WHAT THIS TASK INVOLVES: Quote every line as written. Omit pictures.
━━━━━━━━━━━━━━━━━━━━━━━━━━━━━━
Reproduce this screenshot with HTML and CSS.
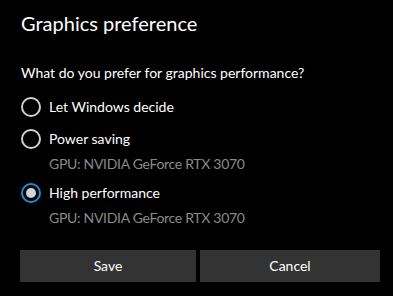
FILE: index.html
```html
<!DOCTYPE html>
<html lang="en">
<head>
<meta charset="utf-8">
<title>Graphics preference</title>
<link rel="stylesheet" href="styles.css">
</head>
<body>
<div class="dialog">
  <h1 class="title">Graphics preference</h1>
  <p class="question">What do you prefer for graphics performance?</p>
  <div class="options">
    <div class="option">
      <div class="row"><span class="radio"></span><span class="label">Let Windows decide</span></div>
    </div>
    <div class="option">
      <div class="row"><span class="radio"></span><span class="label">Power saving</span></div>
      <div class="sub">GPU: NVIDIA GeForce RTX 3070</div>
    </div>
    <div class="option">
      <div class="row"><span class="radio checked"></span><span class="label">High performance</span></div>
      <div class="sub">GPU: NVIDIA GeForce RTX 3070</div>
    </div>
  </div>
  <div class="buttons">
    <button class="btn btn-save">Save</button>
    <button class="btn btn-cancel">Cancel</button>
  </div>
</div>
</body>
</html>
```
FILE: styles.css
```css
html, body {
  margin: 0;
  padding: 0;
  background: #000;
}
body {
  width: 393px;
  height: 296px;
  overflow: hidden;
  font-family: "Lato", "Noto Sans", sans-serif;
  color: #fff;
}
.dialog {
  padding: 9px 13px 0 20px;
  display: flex;
  flex-direction: column;
}
.title {
  margin: 0;
  font-size: 20px;
  line-height: 28px;
  font-weight: 400;
  padding-left: 1px;
}
.question {
  margin: 26px 0 8px 1px;
  font-size: 14px;
  line-height: 20px;
}
.options {
  display: flex;
  flex-direction: column;
}
.option {
  display: flex;
  flex-direction: column;
}
.row {
  height: 32px;
  display: flex;
  align-items: center;
  gap: 8px;
  padding-left: 1px;
}
.radio {
  width: 20px;
  height: 20px;
  box-sizing: border-box;
  border: 2px solid #cfcfcf;
  border-radius: 50%;
  flex: none;
  display: flex;
  align-items: center;
  justify-content: center;
}
.radio.checked {
  border-color: #1b8be0;
}
.radio.checked::after {
  content: "";
  width: 10px;
  height: 10px;
  border-radius: 50%;
  background: #d4d4d4;
}
.label {
  font-size: 14px;
  line-height: 20px;
}
.sub {
  margin: -1px 0 3px 29px;
  font-size: 14px;
  line-height: 20px;
  color: #8a8a8a;
  letter-spacing: -0.3px;
}
.buttons {
  margin-top: 19px;
  display: flex;
  gap: 4px;
  width: 360px;
}
.btn {
  height: 32px;
  border: none;
  background: #333;
  color: #fff;
  font-family: inherit;
  font-size: 14px;
  line-height: 20px;
  padding: 0;
}
.btn-save { width: 176px; }
.btn-cancel { width: 180px; }
```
━━━━━━━━━━━━━━━━━━━━━━━━━━━━━━
FULL RESPONSE:
Reproduce this screenshot with HTML and CSS.
FILE: index.html
```html
<!DOCTYPE html>
<html lang="en">
<head>
<meta charset="utf-8">
<title>Graphics preference</title>
<link rel="stylesheet" href="styles.css">
</head>
<body>
<div class="dialog">
  <h1 class="title">Graphics preference</h1>
  <p class="question">What do you prefer for graphics performance?</p>
  <div class="options">
    <div class="option">
      <div class="row"><span class="radio"></span><span class="label">Let Windows decide</span></div>
    </div>
    <div class="option">
      <div class="row"><span class="radio"></span><span class="label">Power saving</span></div>
      <div class="sub">GPU: NVIDIA GeForce RTX 3070</div>
    </div>
    <div class="option">
      <div class="row"><span class="radio checked"></span><span class="label">High performance</span></div>
      <div class="sub">GPU: NVIDIA GeForce RTX 3070</div>
    </div>
  </div>
  <div class="buttons">
    <button class="btn btn-save">Save</button>
    <button class="btn btn-cancel">Cancel</button>
  </div>
</div>
</body>
</html>
```
FILE: styles.css
```css
html, body {
  margin: 0;
  padding: 0;
  background: #000;
}
body {
  width: 393px;
  height: 296px;
  overflow: hidden;
  font-family: "Lato", "Noto Sans", sans-serif;
  color: #fff;
}
.dialog {
  padding: 9px 13px 0 20px;
  display: flex;
  flex-direction: column;
}
.title {
  margin: 0;
  font-size: 20px;
  line-height: 28px;
  font-weight: 400;
  padding-left: 1px;
}
.question {
  margin: 26px 0 8px 1px;
  font-size: 14px;
  line-height: 20px;
}
.options {
  display: flex;
  flex-direction: column;
}
.option {
  display: flex;
  flex-direction: column;
}
.row {
  height: 32px;
  display: flex;
  align-items: center;
  gap: 8px;
  padding-left: 1px;
}
.radio {
  width: 20px;
  height: 20px;
  box-sizing: border-box;
  border: 2px solid #cfcfcf;
  border-radius: 50%;
  flex: none;
  display: flex;
  align-items: center;
  justify-content: center;
}
.radio.checked {
  border-color: #1b8be0;
}
.radio.checked::after {
  content: "";
  width: 10px;
  height: 10px;
  border-radius: 50%;
  background: #d4d4d4;
}
.label {
  font-size: 14px;
  line-height: 20px;
}
.sub {
  margin: -1px 0 3px 29px;
  font-size: 14px;
  line-height: 20px;
  color: #8a8a8a;
  letter-spacing: -0.3px;
}
.buttons {
  margin-top: 19px;
  display: flex;
  gap: 4px;
  width: 360px;
}
.btn {
  height: 32px;
  border: none;
  background: #333;
  color: #fff;
  font-family: inherit;
  font-size: 14px;
  line-height: 20px;
  padding: 0;
}
.btn-save { width: 176px; }
.btn-cancel { width: 180px; }
```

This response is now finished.